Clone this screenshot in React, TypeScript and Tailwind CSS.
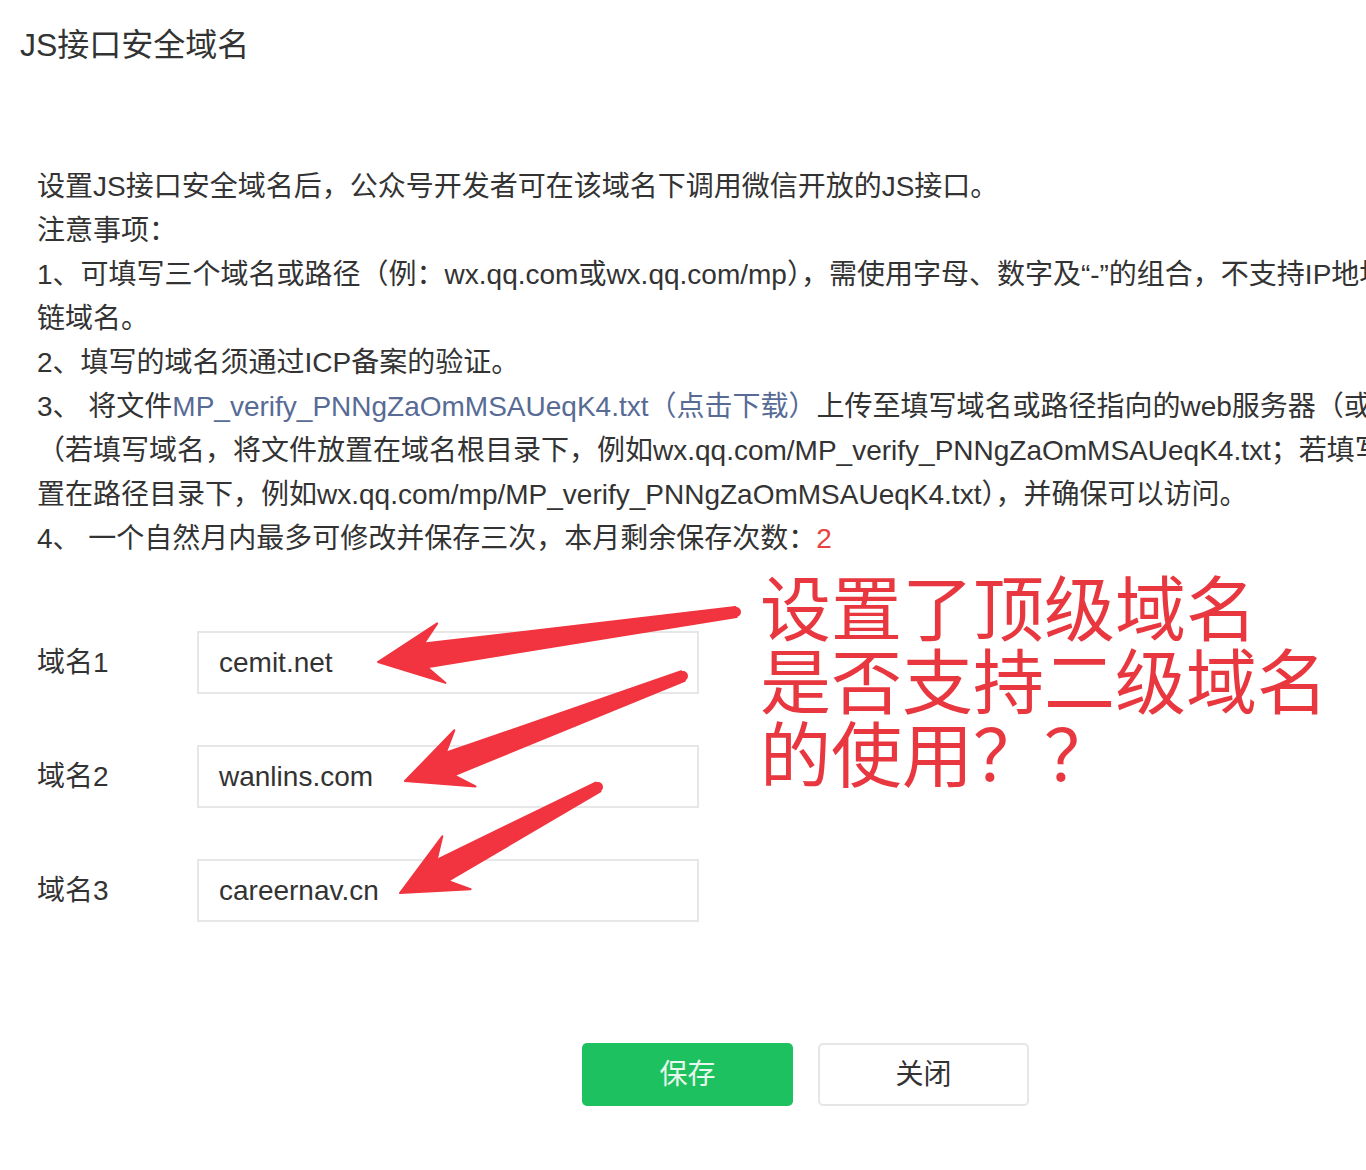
import React from "react";

const font = { fontFamily: '"Liberation Sans", "Noto Sans CJK SC", sans-serif' };

type Pt = [number, number];

// tapered annotation arrow: thin at tail, wide head at tip
function arrowPath(tail: Pt, tip: Pt, headLen = 52, headHalf = 30, w0 = 5, w1 = 12) {
  const dx = tip[0] - tail[0];
  const dy = tip[1] - tail[1];
  const len = Math.hypot(dx, dy);
  const ux = dx / len;
  const uy = dy / len;
  const nx = -uy;
  const ny = ux;
  const bx = tip[0] - ux * headLen;
  const by = tip[1] - uy * headLen;
  const sweep = 12;
  const pts: Pt[] = [
    [tail[0] + nx * w0, tail[1] + ny * w0],
    [bx + ux * 4 + nx * w1, by + uy * 4 + ny * w1],
    [bx - ux * sweep + nx * headHalf, by - uy * sweep + ny * headHalf],
    tip,
    [bx - ux * sweep - nx * headHalf, by - uy * sweep - ny * headHalf],
    [bx + ux * 4 - nx * w1, by + uy * 4 - ny * w1],
    [tail[0] - nx * w0, tail[1] - ny * w0],
  ];
  return "M" + pts.map((p) => `${p[0].toFixed(1)} ${p[1].toFixed(1)}`).join(" L") + " Z";
}

const arrows: { tail: Pt; tip: Pt }[] = [
  { tail: [736, 612], tip: [378, 662] },
  { tail: [683, 676], tip: [405, 781] },
  { tail: [598, 787], tip: [400, 893] },
];

const domains = [
  { label: "域名1", value: "cemit.net" },
  { label: "域名2", value: "wanlins.com" },
  { label: "域名3", value: "careernav.cn" },
];

export default function App() {
  return (
    <div className="relative w-[1366px] h-[1170px] overflow-hidden bg-white text-[#333333]" style={font}>
      {/* Header */}
      <div className="pl-[20px] pt-[25px] h-[165px] text-[32px] leading-[40px]">JS接口安全域名</div>

      {/* Notes */}
      <div className="pl-[37px] text-[28px] leading-[44px] whitespace-nowrap">
        <p>设置JS接口安全域名后，公众号开发者可在该域名下调用微信开放的JS接口。</p>
        <p>注意事项：</p>
        <p>1、可填写三个域名或路径（例：wx.qq.com或wx.qq.com/mp），需使用字母、数字及“-”的组合，不支持IP地址、端口号及短</p>
        <p>链域名。</p>
        <p>2、填写的域名须通过ICP备案的验证。</p>
        <p>
          3、 将文件<span className="text-[#576b95]">MP_verify_PNNgZaOmMSAUeqK4.txt（点击下载）</span>上传至填写域名或路径指向的web服务器（或虚拟主机）的目录
        </p>
        <p>（若填写域名，将文件放置在域名根目录下，例如wx.qq.com/MP_verify_PNNgZaOmMSAUeqK4.txt；若填写路径，将文件放</p>
        <p>置在路径目录下，例如wx.qq.com/mp/MP_verify_PNNgZaOmMSAUeqK4.txt），并确保可以访问。</p>
        <p>
          4、 一个自然月内最多可修改并保存三次，本月剩余保存次数：<span className="text-[#e64340]">2</span>
        </p>
      </div>

      {/* Domain inputs */}
      <div className="mt-[70px] pl-[37px] flex flex-col gap-[51px]">
        {domains.map((d) => (
          <div key={d.label} className="flex items-center">
            <div className="w-[160px] text-[28px]">{d.label}</div>
            <div className="w-[502px] h-[63px] border-2 border-[#e7e7e7] flex items-center pl-[20px] text-[28px]">
              {d.value}
            </div>
          </div>
        ))}
      </div>

      {/* Buttons */}
      <div className="mt-[121px] pl-[582px] flex gap-[25px]">
        <button className="w-[211px] h-[63px] rounded-[5px] bg-[#1ec15f] text-[#e8f8ec] text-[28px]">保存</button>
        <button className="w-[211px] h-[63px] rounded-[5px] border-2 border-[#e6e6e6] bg-white text-[#333333] text-[28px]">关闭</button>
      </div>

      {/* Annotation overlay */}
      <svg className="absolute left-0 top-0" width="1366" height="1170" viewBox="0 0 1366 1170">
        {arrows.map((a, i) => (
          <g key={i} fill="#f1343f">
            <path d={arrowPath(a.tail, a.tip)} strokeLinejoin="round" stroke="#f1343f" strokeWidth="2" />
            <circle cx={a.tail[0]} cy={a.tail[1]} r="5" />
          </g>
        ))}
      </svg>
      <div
        className="absolute left-[760px] top-[568px] text-[71px] leading-[73px] text-[#e8373f]"
        style={{ fontFamily: '"Noto Sans CJK SC", sans-serif' }}
      >
        设置了顶级域名
        <br />
        是否支持二级域名
        <br />
        的使用？？
      </div>
    </div>
  );
}
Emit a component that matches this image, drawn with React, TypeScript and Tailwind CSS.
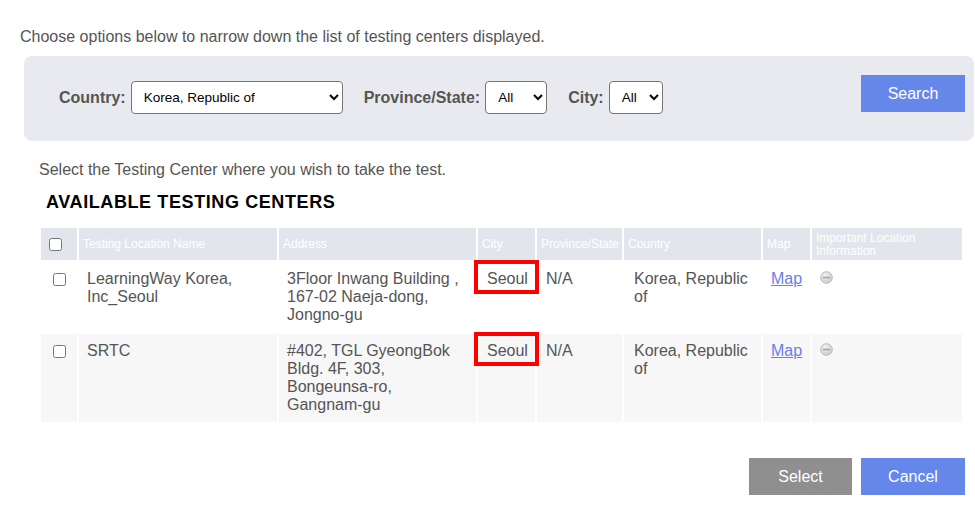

***

__What to do__:
Output the entries above exactly, without their pictures.

__Output of the exercise__:
Clone this screenshot in React, TypeScript and Tailwind CSS.
import React from "react";

const font = { fontFamily: '"Liberation Sans", "Noto Sans CJK SC", sans-serif' };

type Pt = [number, number];

// tapered annotation arrow: thin at tail, wide head at tip
function arrowPath(tail: Pt, tip: Pt, headLen = 52, headHalf = 30, w0 = 5, w1 = 12) {
  const dx = tip[0] - tail[0];
  const dy = tip[1] - tail[1];
  const len = Math.hypot(dx, dy);
  const ux = dx / len;
  const uy = dy / len;
  const nx = -uy;
  const ny = ux;
  const bx = tip[0] - ux * headLen;
  const by = tip[1] - uy * headLen;
  const sweep = 12;
  const pts: Pt[] = [
    [tail[0] + nx * w0, tail[1] + ny * w0],
    [bx + ux * 4 + nx * w1, by + uy * 4 + ny * w1],
    [bx - ux * sweep + nx * headHalf, by - uy * sweep + ny * headHalf],
    tip,
    [bx - ux * sweep - nx * headHalf, by - uy * sweep - ny * headHalf],
    [bx + ux * 4 - nx * w1, by + uy * 4 - ny * w1],
    [tail[0] - nx * w0, tail[1] - ny * w0],
  ];
  return "M" + pts.map((p) => `${p[0].toFixed(1)} ${p[1].toFixed(1)}`).join(" L") + " Z";
}

const arrows: { tail: Pt; tip: Pt }[] = [
  { tail: [736, 612], tip: [378, 662] },
  { tail: [683, 676], tip: [405, 781] },
  { tail: [598, 787], tip: [400, 893] },
];

const domains = [
  { label: "域名1", value: "cemit.net" },
  { label: "域名2", value: "wanlins.com" },
  { label: "域名3", value: "careernav.cn" },
];

export default function App() {
  return (
    <div className="relative w-[1366px] h-[1170px] overflow-hidden bg-white text-[#333333]" style={font}>
      {/* Header */}
      <div className="pl-[20px] pt-[25px] h-[165px] text-[32px] leading-[40px]">JS接口安全域名</div>

      {/* Notes */}
      <div className="pl-[37px] text-[28px] leading-[44px] whitespace-nowrap">
        <p>设置JS接口安全域名后，公众号开发者可在该域名下调用微信开放的JS接口。</p>
        <p>注意事项：</p>
        <p>1、可填写三个域名或路径（例：wx.qq.com或wx.qq.com/mp），需使用字母、数字及“-”的组合，不支持IP地址、端口号及短</p>
        <p>链域名。</p>
        <p>2、填写的域名须通过ICP备案的验证。</p>
        <p>
          3、 将文件<span className="text-[#576b95]">MP_verify_PNNgZaOmMSAUeqK4.txt（点击下载）</span>上传至填写域名或路径指向的web服务器（或虚拟主机）的目录
        </p>
        <p>（若填写域名，将文件放置在域名根目录下，例如wx.qq.com/MP_verify_PNNgZaOmMSAUeqK4.txt；若填写路径，将文件放</p>
        <p>置在路径目录下，例如wx.qq.com/mp/MP_verify_PNNgZaOmMSAUeqK4.txt），并确保可以访问。</p>
        <p>
          4、 一个自然月内最多可修改并保存三次，本月剩余保存次数：<span className="text-[#e64340]">2</span>
        </p>
      </div>

      {/* Domain inputs */}
      <div className="mt-[70px] pl-[37px] flex flex-col gap-[51px]">
        {domains.map((d) => (
          <div key={d.label} className="flex items-center">
            <div className="w-[160px] text-[28px]">{d.label}</div>
            <div className="w-[502px] h-[63px] border-2 border-[#e7e7e7] flex items-center pl-[20px] text-[28px]">
              {d.value}
            </div>
          </div>
        ))}
      </div>

      {/* Buttons */}
      <div className="mt-[121px] pl-[582px] flex gap-[25px]">
        <button className="w-[211px] h-[63px] rounded-[5px] bg-[#1ec15f] text-[#e8f8ec] text-[28px]">保存</button>
        <button className="w-[211px] h-[63px] rounded-[5px] border-2 border-[#e6e6e6] bg-white text-[#333333] text-[28px]">关闭</button>
      </div>

      {/* Annotation overlay */}
      <svg className="absolute left-0 top-0" width="1366" height="1170" viewBox="0 0 1366 1170">
        {arrows.map((a, i) => (
          <g key={i} fill="#f1343f">
            <path d={arrowPath(a.tail, a.tip)} strokeLinejoin="round" stroke="#f1343f" strokeWidth="2" />
            <circle cx={a.tail[0]} cy={a.tail[1]} r="5" />
          </g>
        ))}
      </svg>
      <div
        className="absolute left-[760px] top-[568px] text-[71px] leading-[73px] text-[#e8373f]"
        style={{ fontFamily: '"Noto Sans CJK SC", sans-serif' }}
      >
        设置了顶级域名
        <br />
        是否支持二级域名
        <br />
        的使用？？
      </div>
    </div>
  );
}
Emit a component that matches this image, drawn with React, TypeScript and Tailwind CSS.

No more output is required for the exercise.